The word “revolutionary” appears quite frequently in the DARPA RFI and BAA along with the comment that proposals based on existing technologies —those that take an evolutionary approach— will not be considered. This appears to be a call for a fundamental revolution in HPC design by the end of the decade. Just how high is the risk factor in this program?

Harrod: The overall risk to achieve all goals is high, but perceived as achievable by the selected performers. The risk associated with developing a computer that can achieve one PFLOPS in a single cabinet and 50 GFLOPS/W is considerably lower than the risk associated with developing a system that is reliable and highly programmable.

How about achieving the ambitious software and resiliency goals?

Harrod: Co-design of hardware and software will significantly reduce the risk associated with software and resiliency goals.
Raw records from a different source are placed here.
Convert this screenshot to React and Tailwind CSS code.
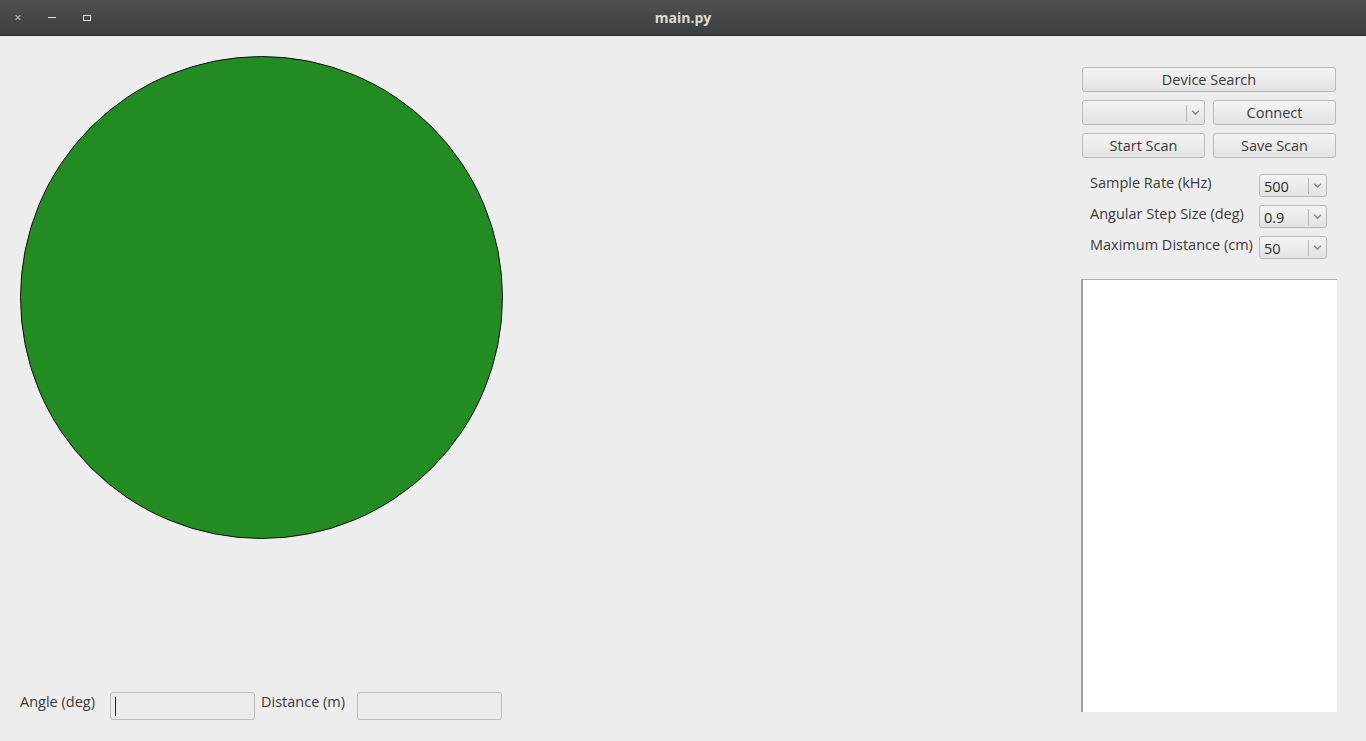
import React from 'react'

const font = { fontFamily: '"Open Sans", "Liberation Sans", sans-serif' }

const Chevron = ({ className }) => (
    <svg viewBox="0 0 8 6" className={className} fill="none" stroke="#8a8a8a" strokeWidth="1.4">
        <path d="M1 1.5 L4 4.5 L7 1.5" />
    </svg>
)

const Button = ({ children, className }) => (
    <button className={`h-[25px] pt-[2px] rounded-[3px] border border-[#b9b9b9] bg-gradient-to-b from-[#f4f4f4] to-[#e3e3e3] text-[14.5px] text-[#3a3a3a] leading-none flex items-center justify-center ${className}`}>
        {children}
    </button>
)

const Combo = ({ value, className, height = 'h-[25px]' }) => (
    <div className={`${height} rounded-[3px] border border-[#b9b9b9] bg-gradient-to-b from-[#f4f4f4] to-[#e3e3e3] flex items-center ${className}`}>
        <span className="flex-1 pl-[4px] pt-[4px] text-[14.5px] text-[#2a2a2a] leading-none">{value}</span>
        <div className="w-px h-[16px] bg-[#b5b5b5]" />
        <div className="w-[17px] flex items-center justify-center">
            <Chevron className="w-[9px] h-[7px]" />
        </div>
    </div>
)

const SettingRow = ({ label, value }) => (
    <div className="flex items-center h-[23px]">
        <span className="w-[178px] pl-[9px] pb-[6px] text-[14.5px] text-[#3a3a3a] whitespace-nowrap">{label}</span>
        <Combo value={value} height="h-[23px]" className="w-[68px]" />
    </div>
)

const App = () => {
    return (
        <div className="w-[1366px] h-[741px] bg-[#ededed] flex flex-col overflow-hidden" style={font}>
            {/* Title bar */}
            <div className="relative h-[36px] shrink-0 bg-gradient-to-b from-[#4d5151] to-[#3b3e3e] border-b border-[#2b2d2d] flex items-center justify-center">
                <div className="absolute left-0 top-0 h-full flex items-center">
                    <span className="w-[36px] text-center text-[12px] text-[#d8d8d8]">×</span>
                    <span className="w-[32px] flex justify-center"><span className="w-[8px] h-px bg-[#e0e0e0]" /></span>
                    <span className="w-[38px] flex justify-center"><span className="w-[8px] h-[6px] border border-[#e0e0e0]" /></span>
                </div>
                <span className="text-[14px] font-bold text-[#dfdbd2]">main.py</span>
            </div>

            {/* Body */}
            <div className="flex-1 flex">
                {/* Left */}
                <div className="w-[1081px] flex flex-col justify-between pl-[20px] pt-[20px] pb-[21px]">
                    <div className="w-[483px] h-[483px] rounded-full bg-[#228b22] border border-[#111]" />
                    <div className="flex items-center h-[28px]">
                        <span className="w-[90px] pb-[9px] text-[14.5px] text-[#3a3a3a]">Angle (deg)</span>
                        <div className="w-[145px] h-[28px] rounded-[3px] border border-[#bdbdbd] bg-[#ececec] flex items-center pl-[4px]">
                            <span className="w-px h-[19px] bg-[#222]" />
                        </div>
                        <span className="w-[102px] pl-[6px] pb-[9px] text-[14.5px] text-[#3a3a3a]">Distance (m)</span>
                        <div className="w-[145px] h-[28px] rounded-[3px] border border-[#bdbdbd] bg-[#ececec]" />
                    </div>
                </div>

                {/* Right */}
                <div className="w-[256px] flex flex-col pt-[31px]">
                    <div className="pl-[1px] flex flex-col gap-[8px]">
                        <Button className="w-[254px]">Device Search</Button>
                        <div className="flex gap-[8px]">
                            <Combo value="" className="w-[123px]" />
                            <Button className="w-[123px]">Connect</Button>
                        </div>
                        <div className="flex gap-[8px]">
                            <Button className="w-[123px]">Start Scan</Button>
                            <Button className="w-[123px]">Save Scan</Button>
                        </div>
                    </div>
                    <div className="flex flex-col gap-[8px] mt-[16px]">
                        <SettingRow label="Sample Rate (kHz)" value="500" />
                        <SettingRow label="Angular Step Size (deg)" value="0.9" />
                        <SettingRow label="Maximum Distance (cm)" value="50" />
                    </div>
                    <div className="mt-[20px] h-[433px] bg-white border-l-2 border-t border-l-[#a0a0a0] border-t-[#b0b0b0]" />
                </div>
            </div>
        </div>
    )
}

export default App
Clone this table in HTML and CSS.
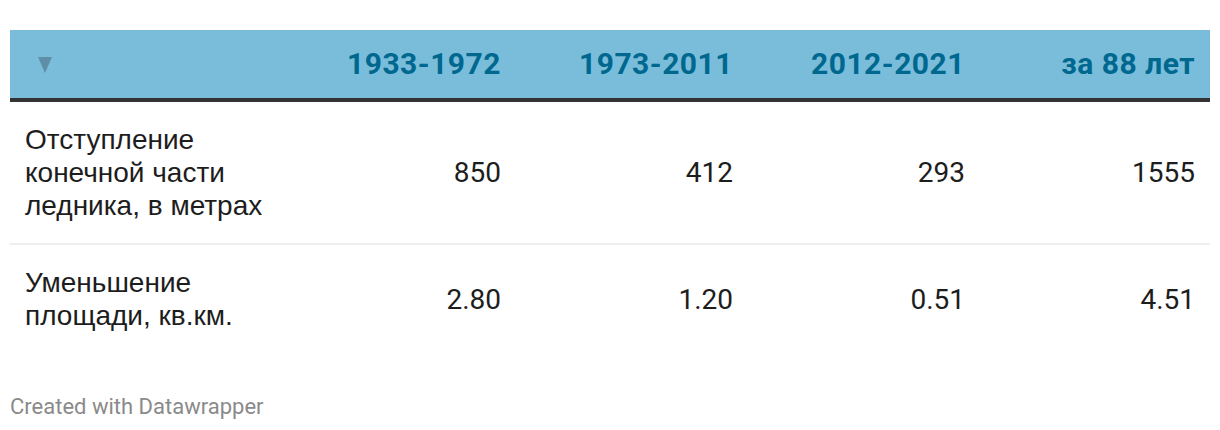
FILE: index.html
```html
<!DOCTYPE html>
<html lang="ru">
<head>
    <meta charset="UTF-8">
    <meta name="viewport" content="width=device-width, initial-scale=1.0">
    <title>Отступление ледника</title>
    <link rel="stylesheet" href="styles.css">
</head>
<body>
    <div class="chart">
        <table class="data-table">
            <thead>
                <tr>
                    <th class="label-col">
                        <svg class="sort-icon" width="14" height="16" viewBox="0 0 14 16">
                            <polygon points="0,0 14,0 7,16" fill="#5e8fa6"/>
                        </svg>
                    </th>
                    <th>1933-1972</th>
                    <th>1973-2011</th>
                    <th>2012-2021</th>
                    <th class="last-col">за 88 лет</th>
                </tr>
            </thead>
            <tbody>
                <tr>
                    <td class="label-col">Отступление конечной части ледника, в метрах</td>
                    <td>850</td>
                    <td>412</td>
                    <td>293</td>
                    <td class="last-col">1555</td>
                </tr>
                <tr class="divided">
                    <td class="label-col">Уменьшение площади, кв.км.</td>
                    <td>2.80</td>
                    <td>1.20</td>
                    <td>0.51</td>
                    <td class="last-col">4.51</td>
                </tr>
            </tbody>
        </table>
        <div class="footer">Created with Datawrapper</div>
    </div>
</body>
</html>
```

FILE: styles.css
```css
:root {
    --header-bg: #79bddb;
    --header-text: #00688e;
    --dark: #333333;
    --text: #1d1d1d;
    --rule: #eeeeee;
    --muted: #8a8a8a;
}

* {
    margin: 0;
    padding: 0;
    box-sizing: border-box;
}

body {
    background-color: white;
    font-family: Roboto, 'Liberation Sans', sans-serif;
    color: var(--text);
}

.chart {
    padding: 30px 10px 0 10px;
}

.data-table {
    width: 100%;
    border-collapse: separate;
    border-spacing: 0;
    table-layout: fixed;
}

.data-table th,
.data-table td {
    width: 232px;
    text-align: right;
    padding-right: 15px;
}

.data-table th.last-col,
.data-table td.last-col {
    width: 230px;
}

.data-table th.label-col,
.data-table td.label-col {
    width: auto;
    text-align: left;
    padding-left: 15px;
    padding-right: 10px;
}

.data-table th {
    background-color: var(--header-bg);
    border-bottom: 4px solid var(--dark);
    padding-top: 16px;
    padding-bottom: 16px;
    line-height: 36px;
    font-weight: 700;
    font-size: 30px;
    letter-spacing: 0.5px;
    color: var(--header-text);
    vertical-align: middle;
}

.data-table th.label-col {
    padding-left: 28px;
}

.sort-icon {
    display: block;
    margin-top: 2px;
}

.data-table td {
    font-size: 28px;
    line-height: 33px;
    padding-top: 21px;
    padding-bottom: 21px;
    vertical-align: middle;
}

.data-table td.label-col {
    font-family: 'Liberation Sans', Arial, sans-serif;
    font-size: 28px;
}

.data-table tr.divided td {
    border-top: 2px solid var(--rule);
}

.footer {
    margin-top: 41px;
    font-size: 22px;
    line-height: 26px;
    color: var(--muted);
}
```
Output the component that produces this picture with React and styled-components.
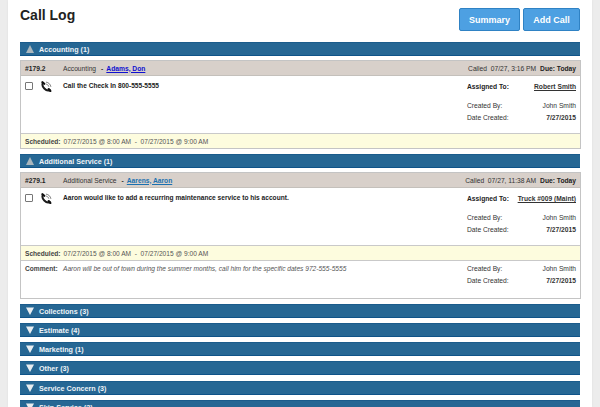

Access to prototype systems in Phases 3 and 4 will provide an environment to evaluate and further advance software and resiliency goals, which will go further toward reducing this risk.

Will the winning research teams coordinate with the International Exascale Software Project and the DoE’s X-Stack program?

Harrod: I have already been participating in activities with the DoE and their exascale programs and the UHPC program will be coordinated with these communities. Furthermore, numerous performers in the UHPC program are participants in the international Exascale project and UHPC expects to coordinate with these Exascale efforts as well as other agencies.

Do you expect revolutionary solutions to be put forward by teams led by the traditional HPC vendors or will new organizations that have not been tied to older ways of working (e.g., the message passing model) spring up to offer new, unexpected solutions? Or both?

Harrod: Three of the four development teams are led by non-traditional HPC companies or organizations. We anticipate these teams will develop systems that will break the stranglehold imposed by MPI.

How does this fit in with DARPA’s conception of an open innovation environment?

Harrod: The UHPC program is the first program at DARPA to use the concept of an open collaborative research environment. Teams will participate in shared research efforts to attack the very aggressive program vision and goals. The UHPC collaborative environment will provide a forum where researchers can openly exchange, debate and formulate revolutionary ideas. Each team’s efforts are expected to result in a unique design. These problems are of such a significant nature that one team cannot fully solve them!

You are also asking for a paradigm shift in software. Please tell me more about the characteristics of extreme scale software and self-aware systems. What is the new execution model that will be required to create self-aware, secure, efficient and dependable exascale systems?

Harrod: A new model of computation or an execution model must be developed to enable the programmer to perceive the system as a parallel computer system, not as a collection of microprocessors, with memory and an interconnection network.

Current operating systems have pre-programmed behaviors that are based on estimates of resource performance and availability. What is required are operating systems and run-time environments that behave as a self-aware system.

What impact do you think this program will have on the development of future commercial HPC systems for scientific and business use?

Harrod: There is no requirement that the UHPC teams commercialize their prototype computers. However, it is expected that these systems will have a very significant impact on future products from the commercial teams.